### MATERIAL FOR THE TASK

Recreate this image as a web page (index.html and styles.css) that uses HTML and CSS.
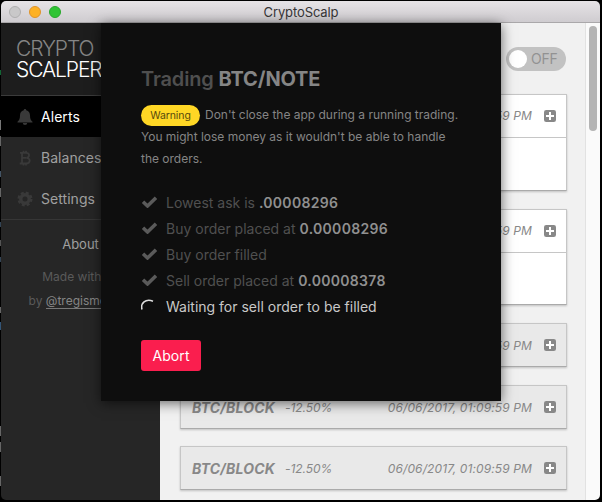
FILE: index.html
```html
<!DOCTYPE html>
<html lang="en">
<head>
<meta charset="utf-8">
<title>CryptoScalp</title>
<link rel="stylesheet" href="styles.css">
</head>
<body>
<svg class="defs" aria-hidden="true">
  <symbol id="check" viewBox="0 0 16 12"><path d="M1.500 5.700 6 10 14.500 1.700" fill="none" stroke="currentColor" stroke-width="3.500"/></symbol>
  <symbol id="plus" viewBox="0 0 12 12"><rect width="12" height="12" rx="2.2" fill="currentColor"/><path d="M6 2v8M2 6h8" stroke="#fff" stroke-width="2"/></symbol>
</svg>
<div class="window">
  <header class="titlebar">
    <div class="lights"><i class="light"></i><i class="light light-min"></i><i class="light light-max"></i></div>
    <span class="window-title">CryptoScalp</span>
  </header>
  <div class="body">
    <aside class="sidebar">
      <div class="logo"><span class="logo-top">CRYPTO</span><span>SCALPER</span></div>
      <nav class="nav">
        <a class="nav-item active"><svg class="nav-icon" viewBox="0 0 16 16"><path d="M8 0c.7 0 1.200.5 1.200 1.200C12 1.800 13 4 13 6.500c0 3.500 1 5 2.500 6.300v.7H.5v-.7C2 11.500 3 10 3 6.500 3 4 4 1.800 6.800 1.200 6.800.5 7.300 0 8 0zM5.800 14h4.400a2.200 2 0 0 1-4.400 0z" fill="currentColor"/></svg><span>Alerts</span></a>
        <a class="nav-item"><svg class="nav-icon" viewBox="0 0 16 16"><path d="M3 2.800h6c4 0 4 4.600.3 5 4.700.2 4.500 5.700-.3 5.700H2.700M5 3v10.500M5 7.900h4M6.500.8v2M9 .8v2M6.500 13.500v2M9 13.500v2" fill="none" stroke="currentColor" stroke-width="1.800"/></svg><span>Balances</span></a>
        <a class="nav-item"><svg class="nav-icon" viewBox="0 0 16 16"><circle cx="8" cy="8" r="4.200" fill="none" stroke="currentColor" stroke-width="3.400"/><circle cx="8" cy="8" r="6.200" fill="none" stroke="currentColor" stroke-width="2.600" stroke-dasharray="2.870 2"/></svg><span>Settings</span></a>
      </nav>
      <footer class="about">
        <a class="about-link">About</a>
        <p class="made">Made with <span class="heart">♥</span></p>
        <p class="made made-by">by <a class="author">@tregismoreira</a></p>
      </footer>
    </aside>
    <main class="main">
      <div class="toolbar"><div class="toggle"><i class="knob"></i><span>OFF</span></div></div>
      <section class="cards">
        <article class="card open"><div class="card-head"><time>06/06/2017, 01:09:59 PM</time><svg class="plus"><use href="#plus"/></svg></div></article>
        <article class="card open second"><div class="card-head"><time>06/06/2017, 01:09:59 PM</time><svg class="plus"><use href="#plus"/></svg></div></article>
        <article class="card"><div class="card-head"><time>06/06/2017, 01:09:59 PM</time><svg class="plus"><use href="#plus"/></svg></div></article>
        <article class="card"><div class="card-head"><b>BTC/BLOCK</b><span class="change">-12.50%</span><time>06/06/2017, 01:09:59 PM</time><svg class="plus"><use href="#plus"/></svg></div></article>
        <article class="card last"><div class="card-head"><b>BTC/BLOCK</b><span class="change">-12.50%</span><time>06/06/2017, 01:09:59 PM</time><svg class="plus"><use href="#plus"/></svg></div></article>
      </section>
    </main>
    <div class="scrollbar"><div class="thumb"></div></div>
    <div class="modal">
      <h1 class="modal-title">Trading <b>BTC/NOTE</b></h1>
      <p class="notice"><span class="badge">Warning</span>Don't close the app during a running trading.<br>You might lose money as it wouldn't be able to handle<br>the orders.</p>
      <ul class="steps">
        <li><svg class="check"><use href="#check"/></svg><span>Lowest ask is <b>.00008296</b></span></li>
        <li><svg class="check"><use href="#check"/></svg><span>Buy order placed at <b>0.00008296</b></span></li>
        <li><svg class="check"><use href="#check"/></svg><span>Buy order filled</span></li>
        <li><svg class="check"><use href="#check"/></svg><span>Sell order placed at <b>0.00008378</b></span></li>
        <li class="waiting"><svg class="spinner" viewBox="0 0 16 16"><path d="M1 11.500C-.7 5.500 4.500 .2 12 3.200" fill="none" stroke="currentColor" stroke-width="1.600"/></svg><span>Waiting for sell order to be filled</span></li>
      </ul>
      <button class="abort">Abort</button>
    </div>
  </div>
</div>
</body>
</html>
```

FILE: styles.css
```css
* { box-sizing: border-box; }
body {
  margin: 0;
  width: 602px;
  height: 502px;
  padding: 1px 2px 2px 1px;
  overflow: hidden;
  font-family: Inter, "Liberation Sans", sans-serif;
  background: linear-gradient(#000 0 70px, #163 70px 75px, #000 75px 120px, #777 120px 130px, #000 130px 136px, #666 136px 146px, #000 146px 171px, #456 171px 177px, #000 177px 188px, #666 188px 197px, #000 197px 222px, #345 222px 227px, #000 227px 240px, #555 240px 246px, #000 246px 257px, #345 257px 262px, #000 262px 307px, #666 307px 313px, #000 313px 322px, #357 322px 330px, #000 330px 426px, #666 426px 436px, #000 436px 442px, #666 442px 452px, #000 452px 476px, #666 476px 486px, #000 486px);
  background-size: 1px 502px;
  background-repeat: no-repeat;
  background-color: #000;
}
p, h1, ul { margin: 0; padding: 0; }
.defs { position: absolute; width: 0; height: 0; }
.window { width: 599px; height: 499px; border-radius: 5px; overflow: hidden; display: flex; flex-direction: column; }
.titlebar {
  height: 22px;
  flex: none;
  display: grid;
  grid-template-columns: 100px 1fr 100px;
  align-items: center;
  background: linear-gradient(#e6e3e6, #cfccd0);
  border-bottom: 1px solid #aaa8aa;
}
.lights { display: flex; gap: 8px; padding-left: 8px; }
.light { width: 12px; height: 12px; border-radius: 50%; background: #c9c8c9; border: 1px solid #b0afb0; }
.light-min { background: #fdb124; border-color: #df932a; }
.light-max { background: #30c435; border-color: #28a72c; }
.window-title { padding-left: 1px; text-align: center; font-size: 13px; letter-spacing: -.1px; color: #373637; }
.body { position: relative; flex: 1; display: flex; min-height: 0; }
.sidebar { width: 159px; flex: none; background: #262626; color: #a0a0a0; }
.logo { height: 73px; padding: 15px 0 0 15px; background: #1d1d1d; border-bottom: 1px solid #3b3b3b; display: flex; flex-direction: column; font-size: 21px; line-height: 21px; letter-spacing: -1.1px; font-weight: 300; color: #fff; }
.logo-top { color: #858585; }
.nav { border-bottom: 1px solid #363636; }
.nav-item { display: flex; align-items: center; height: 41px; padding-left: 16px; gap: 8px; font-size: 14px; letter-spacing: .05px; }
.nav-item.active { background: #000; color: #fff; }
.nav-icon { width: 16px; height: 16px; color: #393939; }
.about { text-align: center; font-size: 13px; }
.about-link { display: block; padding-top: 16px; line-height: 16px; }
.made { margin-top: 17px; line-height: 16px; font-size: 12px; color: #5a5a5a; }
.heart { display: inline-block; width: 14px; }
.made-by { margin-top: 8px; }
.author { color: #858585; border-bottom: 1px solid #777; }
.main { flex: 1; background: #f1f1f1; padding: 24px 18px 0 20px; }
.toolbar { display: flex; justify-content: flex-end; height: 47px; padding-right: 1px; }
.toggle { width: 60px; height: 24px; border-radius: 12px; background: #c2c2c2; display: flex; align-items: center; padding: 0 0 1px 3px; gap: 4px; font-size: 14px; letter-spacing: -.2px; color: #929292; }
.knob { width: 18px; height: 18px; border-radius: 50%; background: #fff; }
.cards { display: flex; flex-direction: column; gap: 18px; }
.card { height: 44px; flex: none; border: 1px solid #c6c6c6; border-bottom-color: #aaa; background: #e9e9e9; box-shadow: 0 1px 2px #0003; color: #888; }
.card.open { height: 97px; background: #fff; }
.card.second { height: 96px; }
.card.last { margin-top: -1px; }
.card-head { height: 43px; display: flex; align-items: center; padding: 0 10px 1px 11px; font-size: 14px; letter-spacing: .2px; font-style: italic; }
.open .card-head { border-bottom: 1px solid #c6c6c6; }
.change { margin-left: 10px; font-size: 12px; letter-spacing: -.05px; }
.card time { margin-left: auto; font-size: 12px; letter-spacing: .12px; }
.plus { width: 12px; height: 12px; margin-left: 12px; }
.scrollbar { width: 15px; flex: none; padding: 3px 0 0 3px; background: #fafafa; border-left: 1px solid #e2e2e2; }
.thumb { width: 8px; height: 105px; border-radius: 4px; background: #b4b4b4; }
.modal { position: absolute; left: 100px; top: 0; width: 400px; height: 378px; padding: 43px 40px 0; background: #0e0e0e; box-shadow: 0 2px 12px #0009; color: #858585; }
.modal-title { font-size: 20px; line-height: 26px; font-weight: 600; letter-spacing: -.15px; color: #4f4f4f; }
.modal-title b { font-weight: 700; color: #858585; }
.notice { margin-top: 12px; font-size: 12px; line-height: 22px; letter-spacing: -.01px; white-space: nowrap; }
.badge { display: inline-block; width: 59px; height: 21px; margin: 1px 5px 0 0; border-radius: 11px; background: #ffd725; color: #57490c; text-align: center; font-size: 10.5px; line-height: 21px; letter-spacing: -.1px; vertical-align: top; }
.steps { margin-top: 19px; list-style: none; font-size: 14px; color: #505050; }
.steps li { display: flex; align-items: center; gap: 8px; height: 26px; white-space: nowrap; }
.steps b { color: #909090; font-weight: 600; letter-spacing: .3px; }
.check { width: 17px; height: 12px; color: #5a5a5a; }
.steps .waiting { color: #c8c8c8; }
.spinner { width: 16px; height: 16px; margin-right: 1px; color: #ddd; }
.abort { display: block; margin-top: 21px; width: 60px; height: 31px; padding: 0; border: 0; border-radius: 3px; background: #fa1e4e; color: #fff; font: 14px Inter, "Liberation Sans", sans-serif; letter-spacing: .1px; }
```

---

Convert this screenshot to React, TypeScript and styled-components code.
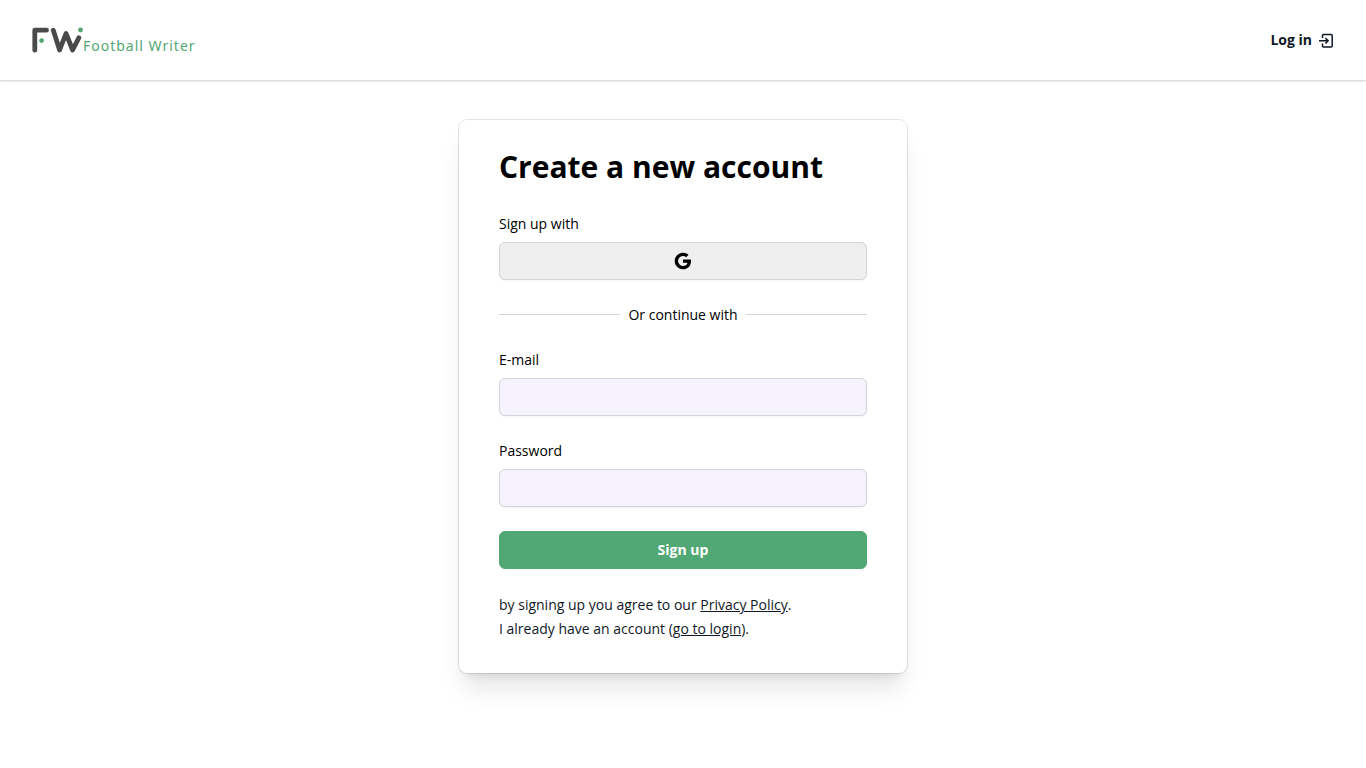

### TASK DIRECTIONS
Copy each line of the records above that carries the word "index".

### REPLY
Recreate this image as a web page (index.html and styles.css) that uses HTML and CSS.
FILE: index.html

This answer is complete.